Entry-Level Stylist Resume

Your entry-level Stylist resume will get noticed if you follow our tips:

Use the Functional Format

If you don’t have work experience as a Stylist, use the Functional format which will layout the sections of your resume in this manner:

  • Contact Information
  • Objective Statement
  • Strengths
  • Certifications/Licenses
  • Seminars Attended
  • Education
  • Work Experience

The functional format will shine the spotlight on your key skills as a Stylist. For the work experience section, if you signed up for On-The-Job training or an apprenticeship program or if you worked as a freelance stylist, these all qualify as practical applications of the skills you learned.

Put Up a Website

Putting up a website isn’t expensive. In fact, if you have the time, you can probably build one yourself.

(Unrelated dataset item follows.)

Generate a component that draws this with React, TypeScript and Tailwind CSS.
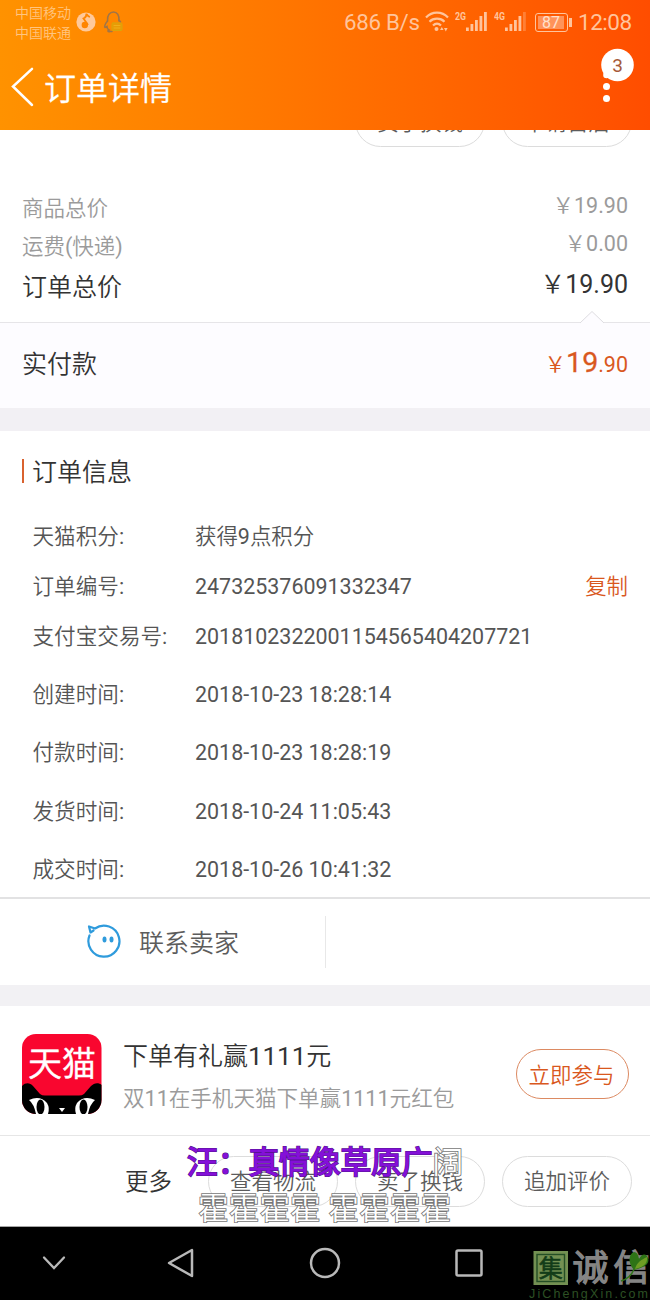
import type { ReactNode } from 'react';

const details = [
  { label: '天猫积分:', value: '获得9点积分', row: 'h-[50px]' },
  { label: '订单编号:', value: '247325376091332347', row: 'h-[50px]', copy: true },
  { label: '支付宝交易号:', value: '2018102322001154565404207721', row: 'h-[50px]' },
  { label: '创建时间:', value: '2018-10-23 18:28:14', row: 'h-[67px]' },
  { label: '付款时间:', value: '2018-10-23 18:28:19', row: 'h-[49px]' },
  { label: '发货时间:', value: '2018-10-24 11:05:43', row: 'h-[68px]' },
  { label: '成交时间:', value: '2018-10-26 10:41:32', row: 'h-[48px]' },
];

function Pill({ children }: { children: ReactNode }) {
  return (
    <div className="flex h-[51px] w-[130px] shrink-0 items-center justify-center rounded-full border border-[#dcdcdc] text-[21.5px] leading-none text-[#5c5c5c]">
      <span className="pt-[2px]">{children}</span>
    </div>
  );
}

function Signal({ label, weak }: { label: string; weak?: boolean }) {
  return (
    <svg width="34" height="24" viewBox="0 0 34 24" fill="#ffc49c">
      <text x="0" y="9.5" fontSize="11" fontWeight="700" textLength="11" lengthAdjust="spacingAndGlyphs">{label}</text>
      <rect x="11" y="17.500" width="2.8" height="3.500" />
      <rect x="15.5" y="14" width="2.8" height="7" />
      <rect x="20" y="10" width="2.8" height="11" />
      <rect x="24.5" y="6" width="2.8" height="15" />
      <rect x="29" y="2" width="2.8" height="19" opacity={weak ? 0.35 : 1} />
    </svg>
  );
}

function StatusBar() {
  return (
    <div className="flex h-[44px] items-center text-[#ffc49c]">
      <div className="ml-[15px] mt-[1px] w-[58px] text-[14px] leading-[20px] text-[#ffc580]">
        <div>中国移动</div>
        <div>中国联通</div>
      </div>
      <svg className="ml-[3px]" width="20" height="20" viewBox="0 0 20 20">
        <circle cx="10" cy="10" r="9.6" fill="#ffc99a" />
        <circle cx="8.800" cy="13" r="3.200" fill="#ff8500" />
        <path d="M12 13 7.500 6.500Q10.500 5.500 10.500 1.500M10.500 2Q12 4.500 14 5" fill="none" stroke="#ff8500" strokeWidth="1.800" />
      </svg>
      <svg className="ml-[7px]" width="22" height="24" viewBox="0 0 22 24" fill="none" strokeLinecap="round">
        <path d="M4.5 11C4 5 7 2 10.500 2s6 3 5.500 9" stroke="#a17546" strokeWidth="1.5" />
        <path d="M4.500 11C2 14 1 17 2 17.500l2-1c0 2 1 3 2 3.500-2 1-1 2 1 1.500h2M16 10l1.500 2" stroke="#a17546" strokeWidth="1.5" />
        <rect x="9" y="13" width="10" height="7.500" rx="1" fill="#e99b05" stroke="#d9a60a" />
        <path d="M11 15.500h6M11 18h6" stroke="#f3b420" strokeWidth=".8" />
      </svg>
      <div className="ml-auto flex items-center">
        <span className="w-[77px] pt-[1px] text-[22.300px] leading-none tracking-[-0.3px] whitespace-nowrap">686 B/s</span>
        <svg className="ml-[3px]" width="26" height="24" viewBox="0 0 26 24" fill="none" stroke="#ffc49c" strokeWidth="2.200">
          <path d="M2 7.500C8 1 18 1 24 7.500M5.500 11.700c4-4 11-4 15 0M9 15.500c2.500-2.500 5.500-2.500 8 0" />
          <circle cx="12.500" cy="19" r="2" fill="#ffc49c" stroke="none" />
          <path d="m16 20 1.800-3 1.800 3zM20 18l1.800 3.500L23.600 18z" fill="#ffc49c" stroke="none" />
        </svg>
        <span className="ml-[5px]"><Signal label="2G" /></span>
        <span className="ml-[5px]"><Signal label="4G" weak /></span>
        <div className="ml-[7px] flex h-[19px] w-[33px] items-center rounded-[3px] border border-[#ffc49c] p-[2px]">
          <div className="flex h-full w-[26px] items-center justify-center bg-[#ff935a] pt-px text-[16px] leading-none text-[#ffe0cc]">87</div>
        </div>
        <div className="ml-[1px] h-[9px] w-[3px] bg-[#ffc49c]" />
        <span className="ml-[6px] mr-[18px] w-[54px] pt-[1px] text-[22.500px] leading-none tracking-[-0.5px]">12:08</span>
      </div>
    </div>
  );
}

function Header() {
  return (
    <header className="h-[130px] bg-linear-to-r from-[#ff9200] via-[#ff7200] to-[#ff4d00]">
      <StatusBar />
      <div className="flex h-[86px] items-center">
        <svg className="ml-[10px]" width="25" height="40" viewBox="0 0 25 40" fill="none" stroke="#fff" strokeWidth="2.500" strokeLinecap="round">
          <path d="M22 1.800 3 19.500 22 38" />
        </svg>
        <h1 className="ml-[9px] pt-[3px] text-[32px] leading-none font-normal text-white [-webkit-text-stroke:0.3px_white]">订单详情</h1>
        <svg className="mb-[22px] ml-auto mr-[16px]" width="36" height="58" viewBox="0 0 36 58" fill="#fff">
          <circle cx="19.500" cy="18" r="16.300" />
          <circle cx="8.500" cy="28" r="3.300" />
          <circle cx="8.500" cy="39.500" r="3.500" />
          <circle cx="8.500" cy="51.500" r="3.500" />
          <text x="19.500" y="24.500" textAnchor="middle" fontSize="19" fill="#a65a38">3</text>
        </svg>
      </div>
    </header>
  );
}

function Totals() {
  return (
    <section>
      <div className="h-[192px] overflow-hidden">
        <div className="-mt-[34px] flex justify-end gap-[17px] pr-[18px]">
          <Pill>卖了换钱</Pill>
          <Pill>申请售后</Pill>
        </div>
        <div className="mt-[41px] flex h-[38px] items-center justify-between pr-[22px] pl-[22px] text-[21.5px] leading-none text-[#9b9b9b]">
          <span className="pt-[3px]">商品总价</span><span className="pb-[2px]">￥19.90</span>
        </div>
        <div className="flex h-[39px] items-center justify-between px-[22px] text-[21.5px] leading-none text-[#9b9b9b]">
          <span className="pt-[3px]">运费(快递)</span><span className="pb-[3px]">￥0.00</span>
        </div>
        <div className="flex h-[42px] items-center justify-between px-[22px] text-[25px] leading-none text-[#333]">
          <span className="pt-[3px]">订单总价</span><span className="pb-[3px]">￥19.90</span>
        </div>
      </div>
      <div className="relative flex h-[86px] items-center justify-between border-t border-[#e6e5e8] bg-[#fdfcff] px-[22px] pb-[5px] leading-none">
        <svg className="absolute -top-[13px] right-[45px]" width="26" height="14" viewBox="0 0 26 14" fill="#fdfcff" stroke="#dedde1">
          <path d="M1 13 13 1.500 25 13" />
        </svg>
        <span className="pt-[2px] text-[25px] text-[#333]">实付款</span>
        <span className="text-[21.500px] text-[#d9581e]">￥<span className="text-[28.500px] [-webkit-text-stroke:0.3px_#d9581e]">19</span>.90</span>
      </div>
    </section>
  );
}

function OrderInfo() {
  return (
    <section className="h-[466px]">
      <div className="flex h-[80px] items-center pl-[22px]">
        <i className="h-[24px] w-[2px] bg-[#d9622f]" />
        <h2 className="ml-[8px] pt-[3px] text-[25px] leading-none font-normal text-[#333]">订单信息</h2>
      </div>
      <div className="text-[21.45px] leading-none text-[#555]">
        {details.map((d) => (
          <div key={d.label} className={`flex items-center pt-px pr-[22px] pl-[32.5px] ${d.row}`}>
            <span className="w-[162.5px] shrink-0 text-[21.600px] whitespace-nowrap">{d.label}</span>
            <span className="whitespace-nowrap">{d.value}</span>
            {d.copy && <span className="ml-auto text-[#d9581e]">复制</span>}
          </div>
        ))}
      </div>
    </section>
  );
}

function Contact() {
  return (
    <section className="flex h-[88px] items-center border-t-2 border-[#e2e2e3]">
      <div className="flex h-[52px] w-[326px] items-center border-r border-[#e8e8e8] pl-[86px]">
        <svg width="36" height="36" viewBox="0 0 36 36" fill="none" stroke="#2f9bdc" strokeWidth="2.200" strokeLinecap="round" strokeLinejoin="round">
          <path d="M3.500 11.500A15.500 15.500 0 1 0 9 4.500L3 2.500l1.500 6 3-2" />
          <ellipse cx="18.500" cy="15.500" rx="2" ry="3" fill="#2f9bdc" stroke="none" />
          <ellipse cx="25.500" cy="15.500" rx="2" ry="3" fill="#2f9bdc" stroke="none" />
        </svg>
        <span className="ml-[17px] pt-[3px] text-[25px] leading-none text-[#5c5c5c]">联系卖家</span>
      </div>
    </section>
  );
}

function TmallLogo() {
  return (
    <svg width="80" height="80" viewBox="0 0 80 80">
      <defs><clipPath id="tile"><rect width="79.500" height="80" rx="14" /></clipPath></defs>
      <g clipPath="url(#tile)">
        <rect width="80" height="80" fill="#f9062f" />
        <path d="M0 52C4 48 8 49 11 52L18 60Q20 61.500 23 61.500H57Q60 61.500 62 60L69 52C72 49 76 48 80 51V80H0z" fill="#000" />
        <path d="M7 66Q18 61 25 69Q28 74 26 80H14Q12 70 7 66zM73 66Q62 61 55 69Q52 74 54 80H66Q68 70 73 66z" fill="#fff" />
        <ellipse cx="18.500" cy="73" rx="4" ry="7.500" />
        <ellipse cx="61.500" cy="73" rx="4" ry="7.500" />
        <path d="M37 74h6l-3 4z" fill="#fff" />
      </g>
      <text x="40" y="42" textAnchor="middle" fontSize="34" fill="#fff" stroke="#fff" strokeWidth=".5">天猫</text>
    </svg>
  );
}

function Promo() {
  return (
    <section className="flex h-[130px] items-center border-b border-[#e6e6e6] pr-[21px] pb-[1px] pl-[22px]">
      <div className="mt-[7px]"><TmallLogo /></div>
      <div className="ml-[21px] mt-[13px] leading-none whitespace-nowrap">
        <div className="text-[25px] text-[#333]">下单有礼赢<span className="text-[25.900px]">1111</span>元</div>
        <div className="mt-[18px] text-[21.55px] text-[#9b9b9b]">双11在手机天猫下单赢1111元红包</div>
      </div>
      <div className="mt-[7px] ml-auto flex h-[50px] w-[113px] items-center justify-center rounded-full border border-[#dc8a62] pr-[2px] text-[21.5px] leading-none text-[#d9581e]">
        <span className="pt-[4px]">立即参与</span>
      </div>
    </section>
  );
}

function Lyrics() {
  return (
    <div className="absolute top-0 left-[187px] text-[30.700px] whitespace-nowrap">
      <div className="pt-[11px] leading-[32px] font-bold">
        <span className="text-[#8410d8] [-webkit-text-stroke:1px_#4b147c] [paint-order:stroke_fill]">汪：真情像草原广</span>
        <span className="font-normal text-white [-webkit-text-stroke:1.7px_#777] [paint-order:stroke_fill]">阔</span>
      </div>
      <div className="mt-[14px] ml-[11px] leading-[32px] text-white [-webkit-text-stroke:1.7px_#777] [paint-order:stroke_fill]">霍霍霍霍 霍霍霍霍</div>
    </div>
  );
}

function Actions() {
  return (
    <section className="relative flex h-[91px] items-center gap-[17px] border-b border-[#a5a5a5] bg-white pl-[125px]">
      <span className="w-[66px] pt-[3px] text-[23.500px] leading-none text-[#333]">更多</span>
      <Pill>查看物流</Pill>
      <Pill>卖了换钱</Pill>
      <Pill>追加评价</Pill>
      <Lyrics />
    </section>
  );
}

function NavBar() {
  return (
    <nav className="relative flex h-[73px] items-center bg-black pb-px text-[#b9b9b9]">
      <svg className="ml-[42px]" width="24" height="16" viewBox="0 0 24 16" fill="none" stroke="currentColor" strokeWidth="2.300" strokeLinecap="round"><path d="m2 2.500 10 10.500L22 2.500" /></svg>
      <svg className="ml-[100px]" width="30" height="34" viewBox="0 0 30 34" fill="none" stroke="currentColor" strokeWidth="2.500" strokeLinejoin="round"><path d="M26 4v26L3 17z" /></svg>
      <svg className="ml-[113px]" width="32" height="32" viewBox="0 0 32 32" fill="none" stroke="currentColor" strokeWidth="2.500"><circle cx="16" cy="16" r="14" /></svg>
      <svg className="ml-[114px]" width="28" height="28" viewBox="0 0 28 28" fill="none" stroke="currentColor" strokeWidth="2.500"><rect x="1.500" y="1.500" width="25" height="25" rx="1.500" /></svg>
      <svg className="absolute right-0 bottom-0" width="122" height="54" viewBox="0 0 122 54">
        <rect x="5.500" y="5" width="34.500" height="34" fill="#739052" />
        <rect x="9" y="8.500" width="27.500" height="27" fill="none" stroke="#244e25" strokeWidth="1.400" />
        <text x="22.700" y="31" textAnchor="middle" fontSize="24" fill="#123c18" stroke="#123c18" strokeWidth=".7">集</text>
        <text x="44.500" y="35" fontSize="36" fill="#858585" stroke="#858585" strokeWidth="1.500" textLength="77">诚信</text>
        <path d="M93 35Q103 32 106 23" fill="none" stroke="#33751b" strokeWidth="1.500" />
        <path d="M106 24C99 16 101 8 106 6q4 0 5 7 4-7 8-3c5 8-4 12-13 14z" fill="#2e7416" />
        <path d="M107 23c2-7 6-9 12-12 1 8-5 10-12 12z" fill="#6e9d24" />
        <text x="1" y="51.500" fontFamily="Liberation Sans" fontSize="12.500" fill="#2d5024" textLength="119">JiChengXin.com</text>
      </svg>
    </nav>
  );
}

export default function App() {
  return (
    <main className="flex h-[1300px] w-[650px] flex-col overflow-hidden bg-white font-[Roboto,'Noto_Sans_CJK_SC_DemiLight','Noto_Sans_CJK_SC',sans-serif]" lang="zh-CN">
      <Header />
      <Totals />
      <div className="h-[23px] shrink-0 bg-[#f2f0f4]" />
      <OrderInfo />
      <Contact />
      <div className="h-[21px] shrink-0 bg-[#f2f1f4]" />
      <Promo />
      <Actions />
      <NavBar />
    </main>
  );
}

A website is great for brand-building. You can blog from your website and distribute content to your various social media accounts.

You can also put up a portfolio page and post pictures of your fashion design ideas.

Remove All Mistakes

Consumers can be quite finicky. A small mistake on your proposed fashion style such as mismatching the blouse and the shoes can have huge repercussions.

You have to be detail-oriented as a Stylist and the same should be applied to your resume.

Recruiters look at spelling and grammatical errors as serious red flags that could give them the wrong impression about you as a Stylist.

Review your resume multiple times before sending it to a potential employer. Pass it through a spelling and grammar checking software to be sure.